How To: Workout running muscles with long stride runs

Workout running muscles with long stride runs

Learn how to do long stride runs across a floor. Presented by Real Jock Gay Fitness Health & Life.

Benefits
For a long stride run, you'll take the biggest step you can with every stride, pushing off the floor into the air. Pushing yourself over the floor from your legs rather than pulling yourself along with your feet means a more intense workout for all the usual running muscles—quads, hip flexors, and hamstrings. Use your arms to generate power off the floor—and to get your heart pumping even harder.

Starting Position
Stand in a room with at least 40 feet of open floor in a straight line, such as an aerobics room or basketball court, or even a sidewalk.
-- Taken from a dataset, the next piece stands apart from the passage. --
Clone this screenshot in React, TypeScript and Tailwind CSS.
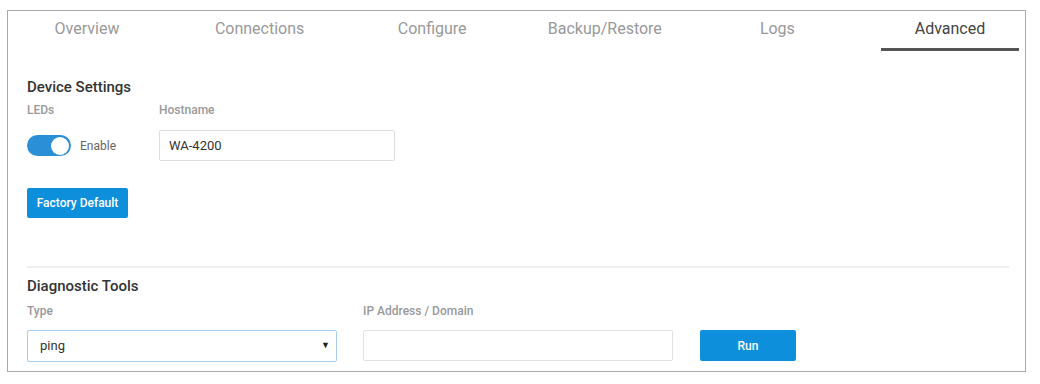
const tabs = ['Overview', 'Connections', 'Configure', 'Backup/Restore', 'Logs', 'Advanced'];

export default function App() {
  return (
    <div className="h-[384px] w-[1040px] bg-white pl-[7px] pt-[10px] font-['Roboto',sans-serif]">
      <div className="h-[362px] w-[1019px] border border-[#aaaaaa] bg-white">
        <div className="flex justify-between pl-[10px] pr-[6px]">
          {tabs.map((t) => (
            <div
              key={t}
              className={
                t === 'Advanced'
                  ? 'flex h-[40px] w-[138px] items-center justify-center border-b-[3px] border-[#555555] pb-[2px] text-[16px] text-[#444444]'
                  : 'flex h-[40px] w-[138px] items-center justify-center border-b-[3px] border-transparent pb-[2px] text-[16px] text-[#999999]'
              }
            >
              {t}
            </div>
          ))}
        </div>

        <div className="px-[19px] pr-[16px]">
          <h2 className="mt-[27px] text-[15px] font-medium leading-[18px] text-[#333333]">Device Settings</h2>
          <div className="mt-[7px] flex">
            <div className="w-[132px]">
              <div className="text-[12px] font-medium leading-[14px] text-[#999999]">LEDs</div>
              <div className="mt-[18px] flex items-center">
                <div className="flex h-[21px] w-[44px] items-center justify-end rounded-full bg-[#2b8fd8] pr-[2px]">
                  <div className="h-[18px] w-[18px] rounded-full bg-white" />
                </div>
                <span className="ml-[9px] text-[12px] text-[#666666]">Enable</span>
              </div>
            </div>
            <div>
              <div className="text-[12px] font-medium leading-[14px] text-[#999999]">Hostname</div>
              <div className="mt-[13px] flex h-[31px] w-[236px] items-center rounded-[2px] border border-[#dddddd] px-[9px] text-[13px] text-[#333333]">
                WA-4200
              </div>
            </div>
          </div>
          <button className="mt-[27px] h-[30px] w-[101px] rounded-[2px] bg-[#0e8fdc] text-[12px] font-medium text-white">
            Factory Default
          </button>

          <div className="mt-[48px] h-[2px] w-[982px] bg-[#eeeeee]" />

          <h2 className="mt-[9px] text-[15px] font-medium leading-[18px] text-[#333333]">Diagnostic Tools</h2>
          <div className="mt-[9px] flex items-end">
            <div className="w-[336px]">
              <div className="text-[12px] font-medium leading-[14px] text-[#999999]">Type</div>
              <div className="mt-[12px] flex h-[32px] w-[310px] items-center justify-between rounded-[2px] border border-[#a6cdee] pl-[12px] pr-[6px] text-[13px] text-[#333333]">
                <span>ping</span>
                <span className="text-[9px] text-[#222222]">▼</span>
              </div>
            </div>
            <div className="w-[337px]">
              <div className="text-[12px] font-medium leading-[14px] text-[#999999]">IP Address / Domain</div>
              <div className="mt-[12px] mb-[1px] h-[31px] w-[310px] rounded-[2px] border border-[#e2e2e2]" />
            </div>
            <button className="mb-[1px] h-[31px] w-[96px] rounded-[2px] bg-[#0e8fdc] text-[12px] font-medium text-white">
              Run
            </button>
          </div>
        </div>
      </div>
    </div>
  );
}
Take up a sprinter's stance, with feet staggered and upper body slightly inclined forward.

Exercise
1. From the starting position, run forward in a straight line, taking the largest strides and generating as much power off the floor as you safely can. Help create more momentum by pumping strongly with your arms. Think of each stride as a running leap, so that you cover the entire floor (or roughly 40 feet if outside) in a minimum of strides with a maximum of power.
2. When you run out of space, turn around and walk back to the starting point. Repeat this circuit eight times, keeping up the size and energy of your stride on the runs and recovering by walking back to the start.